**Work required:**
Copy all the data exactly, except the pictures.

──────── Raw data ────────

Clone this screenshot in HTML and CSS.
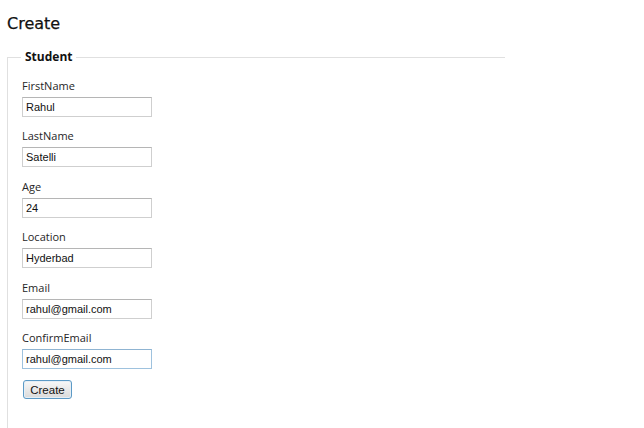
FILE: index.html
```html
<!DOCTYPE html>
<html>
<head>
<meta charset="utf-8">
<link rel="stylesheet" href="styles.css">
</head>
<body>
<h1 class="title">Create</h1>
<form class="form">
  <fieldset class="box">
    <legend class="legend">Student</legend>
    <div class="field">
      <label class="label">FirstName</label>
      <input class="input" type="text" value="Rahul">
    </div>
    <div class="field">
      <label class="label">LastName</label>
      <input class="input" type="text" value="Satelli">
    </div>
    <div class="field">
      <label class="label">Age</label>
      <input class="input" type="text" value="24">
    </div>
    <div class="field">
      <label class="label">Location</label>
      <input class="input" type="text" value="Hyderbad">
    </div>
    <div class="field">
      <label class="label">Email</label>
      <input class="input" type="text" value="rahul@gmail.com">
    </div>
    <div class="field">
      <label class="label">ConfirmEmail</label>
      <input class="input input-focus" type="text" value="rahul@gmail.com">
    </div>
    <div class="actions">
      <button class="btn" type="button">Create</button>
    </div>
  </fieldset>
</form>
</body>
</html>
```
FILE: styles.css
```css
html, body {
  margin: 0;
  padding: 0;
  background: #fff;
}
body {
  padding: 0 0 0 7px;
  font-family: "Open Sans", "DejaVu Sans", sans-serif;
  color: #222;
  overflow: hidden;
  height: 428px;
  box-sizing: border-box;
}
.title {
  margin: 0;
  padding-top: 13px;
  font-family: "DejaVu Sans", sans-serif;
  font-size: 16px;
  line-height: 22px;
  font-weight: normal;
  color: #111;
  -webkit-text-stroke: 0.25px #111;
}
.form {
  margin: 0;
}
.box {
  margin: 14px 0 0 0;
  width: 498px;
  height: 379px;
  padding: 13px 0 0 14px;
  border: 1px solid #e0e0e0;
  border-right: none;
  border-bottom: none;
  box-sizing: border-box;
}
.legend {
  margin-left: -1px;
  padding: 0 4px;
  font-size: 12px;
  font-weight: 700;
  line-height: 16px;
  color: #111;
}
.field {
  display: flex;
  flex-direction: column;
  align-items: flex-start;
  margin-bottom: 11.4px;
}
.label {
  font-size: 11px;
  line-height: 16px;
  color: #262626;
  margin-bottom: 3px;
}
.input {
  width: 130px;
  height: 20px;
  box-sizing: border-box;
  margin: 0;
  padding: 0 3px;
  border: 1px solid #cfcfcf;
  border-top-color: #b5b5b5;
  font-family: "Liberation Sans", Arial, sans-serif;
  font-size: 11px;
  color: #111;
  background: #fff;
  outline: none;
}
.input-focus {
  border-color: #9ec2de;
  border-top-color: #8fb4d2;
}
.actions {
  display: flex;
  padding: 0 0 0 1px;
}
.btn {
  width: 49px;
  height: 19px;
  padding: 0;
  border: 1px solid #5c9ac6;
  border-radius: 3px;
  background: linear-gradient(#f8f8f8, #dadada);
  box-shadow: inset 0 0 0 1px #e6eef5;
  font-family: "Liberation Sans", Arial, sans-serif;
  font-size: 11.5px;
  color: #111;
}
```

────────

**Exercise output:**
Clone this screenshot in HTML and CSS.
FILE: index.html
```html
<!DOCTYPE html>
<html>
<head>
<meta charset="utf-8">
<link rel="stylesheet" href="styles.css">
</head>
<body>
<h1 class="title">Create</h1>
<form class="form">
  <fieldset class="box">
    <legend class="legend">Student</legend>
    <div class="field">
      <label class="label">FirstName</label>
      <input class="input" type="text" value="Rahul">
    </div>
    <div class="field">
      <label class="label">LastName</label>
      <input class="input" type="text" value="Satelli">
    </div>
    <div class="field">
      <label class="label">Age</label>
      <input class="input" type="text" value="24">
    </div>
    <div class="field">
      <label class="label">Location</label>
      <input class="input" type="text" value="Hyderbad">
    </div>
    <div class="field">
      <label class="label">Email</label>
      <input class="input" type="text" value="rahul@gmail.com">
    </div>
    <div class="field">
      <label class="label">ConfirmEmail</label>
      <input class="input input-focus" type="text" value="rahul@gmail.com">
    </div>
    <div class="actions">
      <button class="btn" type="button">Create</button>
    </div>
  </fieldset>
</form>
</body>
</html>
```
FILE: styles.css
```css
html, body {
  margin: 0;
  padding: 0;
  background: #fff;
}
body {
  padding: 0 0 0 7px;
  font-family: "Open Sans", "DejaVu Sans", sans-serif;
  color: #222;
  overflow: hidden;
  height: 428px;
  box-sizing: border-box;
}
.title {
  margin: 0;
  padding-top: 13px;
  font-family: "DejaVu Sans", sans-serif;
  font-size: 16px;
  line-height: 22px;
  font-weight: normal;
  color: #111;
  -webkit-text-stroke: 0.25px #111;
}
.form {
  margin: 0;
}
.box {
  margin: 14px 0 0 0;
  width: 498px;
  height: 379px;
  padding: 13px 0 0 14px;
  border: 1px solid #e0e0e0;
  border-right: none;
  border-bottom: none;
  box-sizing: border-box;
}
.legend {
  margin-left: -1px;
  padding: 0 4px;
  font-size: 12px;
  font-weight: 700;
  line-height: 16px;
  color: #111;
}
.field {
  display: flex;
  flex-direction: column;
  align-items: flex-start;
  margin-bottom: 11.4px;
}
.label {
  font-size: 11px;
  line-height: 16px;
  color: #262626;
  margin-bottom: 3px;
}
.input {
  width: 130px;
  height: 20px;
  box-sizing: border-box;
  margin: 0;
  padding: 0 3px;
  border: 1px solid #cfcfcf;
  border-top-color: #b5b5b5;
  font-family: "Liberation Sans", Arial, sans-serif;
  font-size: 11px;
  color: #111;
  background: #fff;
  outline: none;
}
.input-focus {
  border-color: #9ec2de;
  border-top-color: #8fb4d2;
}
.actions {
  display: flex;
  padding: 0 0 0 1px;
}
.btn {
  width: 49px;
  height: 19px;
  padding: 0;
  border: 1px solid #5c9ac6;
  border-radius: 3px;
  background: linear-gradient(#f8f8f8, #dadada);
  box-shadow: inset 0 0 0 1px #e6eef5;
  font-family: "Liberation Sans", Arial, sans-serif;
  font-size: 11.5px;
  color: #111;
}
```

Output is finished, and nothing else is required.